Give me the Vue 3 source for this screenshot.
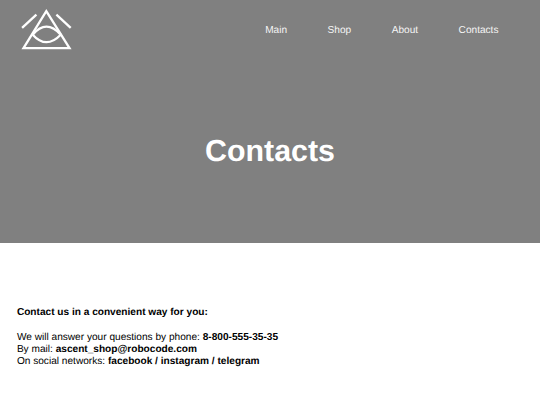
<template>
  <div class="page">
    <header class="hero">
      <div class="topbar">
        <a class="logo" href="#" aria-label="Ascent shop">
          <svg width="52" height="44" viewBox="0 0 52 44">
            <path d="M25.3 4.1 48.5 41.1H2.5Z" />
            <path d="M11.7 27.7Q25.3 11.7 39.7 27.7" />
            <path d="M11.7 27.7Q25.3 42.7 39.7 27.7" />
            <path d="M1.1 20.9 15.4 7.7" />
            <path d="M35.4 7.7 49.7 20.9" />
          </svg>
        </a>
        <nav class="menu">
          <a v-for="item in menu" :key="item" href="#">{{ item }}</a>
        </nav>
      </div>
      <h1>Contacts</h1>
    </header>

    <main class="contacts">
      <p class="lead">Contact us in a convenient way for you:</p>
      <p v-for="row in rows" :key="row.label">
        {{ row.label }} <b>{{ row.value }}</b>
      </p>
    </main>
  </div>
</template>

<script setup>
const menu = ['Main', 'Shop', 'About', 'Contacts']

const rows = [
  { label: 'We will answer your questions by phone:', value: '8-800-555-35-35' },
  { label: 'By mail:', value: 'ascent_shop@robocode.com' },
  { label: 'On social networks:', value: 'facebook / instagram / telegram' }
]
</script>

<style>
body {
  background: #fff;
}
</style>

<style scoped>
.page {
  font-family: "Liberation Sans", Arial, sans-serif;
  font-size: 10.125px;
  color: #000;
  text-rendering: geometricPrecision;
}

.hero {
  height: 243px;
  background: #808080;
  color: #fff;
}

.topbar {
  display: flex;
  align-items: center;
  justify-content: space-between;
  height: 59px;
  padding: 0 41.5px 0 21px;
}

.logo {
  display: flex;
  padding-bottom: 2px;
}

.logo svg {
  fill: none;
  stroke: #fff;
  stroke-width: 2.3;
}

.menu {
  display: flex;
  gap: 40.5px;
  padding-top: 2px;
}

.menu a {
  color: #f5f5f5;
  text-decoration: none;
}

h1 {
  margin: 0;
  padding-top: 75px;
  font-size: 30.375px;
  line-height: 36px;
  text-align: center;
}

.contacts {
  padding: 64px 16.875px 0;
  line-height: 12.2px;
}

.contacts p {
  margin: 0;
}

.contacts .lead {
  margin-bottom: 12.6px;
  font-weight: bold;
}
</style>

● Short exercise
Write out each line of the data exactly; the images should be left out.

● Answer to this exercise
Give me the Vue 3 source for this screenshot.
<template>
  <div class="page">
    <header class="hero">
      <div class="topbar">
        <a class="logo" href="#" aria-label="Ascent shop">
          <svg width="52" height="44" viewBox="0 0 52 44">
            <path d="M25.3 4.1 48.5 41.1H2.5Z" />
            <path d="M11.7 27.7Q25.3 11.7 39.7 27.7" />
            <path d="M11.7 27.7Q25.3 42.7 39.7 27.7" />
            <path d="M1.1 20.9 15.4 7.7" />
            <path d="M35.4 7.7 49.7 20.9" />
          </svg>
        </a>
        <nav class="menu">
          <a v-for="item in menu" :key="item" href="#">{{ item }}</a>
        </nav>
      </div>
      <h1>Contacts</h1>
    </header>

    <main class="contacts">
      <p class="lead">Contact us in a convenient way for you:</p>
      <p v-for="row in rows" :key="row.label">
        {{ row.label }} <b>{{ row.value }}</b>
      </p>
    </main>
  </div>
</template>

<script setup>
const menu = ['Main', 'Shop', 'About', 'Contacts']

const rows = [
  { label: 'We will answer your questions by phone:', value: '8-800-555-35-35' },
  { label: 'By mail:', value: 'ascent_shop@robocode.com' },
  { label: 'On social networks:', value: 'facebook / instagram / telegram' }
]
</script>

<style>
body {
  background: #fff;
}
</style>

<style scoped>
.page {
  font-family: "Liberation Sans", Arial, sans-serif;
  font-size: 10.125px;
  color: #000;
  text-rendering: geometricPrecision;
}

.hero {
  height: 243px;
  background: #808080;
  color: #fff;
}

.topbar {
  display: flex;
  align-items: center;
  justify-content: space-between;
  height: 59px;
  padding: 0 41.5px 0 21px;
}

.logo {
  display: flex;
  padding-bottom: 2px;
}

.logo svg {
  fill: none;
  stroke: #fff;
  stroke-width: 2.3;
}

.menu {
  display: flex;
  gap: 40.5px;
  padding-top: 2px;
}

.menu a {
  color: #f5f5f5;
  text-decoration: none;
}

h1 {
  margin: 0;
  padding-top: 75px;
  font-size: 30.375px;
  line-height: 36px;
  text-align: center;
}

.contacts {
  padding: 64px 16.875px 0;
  line-height: 12.2px;
}

.contacts p {
  margin: 0;
}

.contacts .lead {
  margin-bottom: 12.6px;
  font-weight: bold;
}
</style>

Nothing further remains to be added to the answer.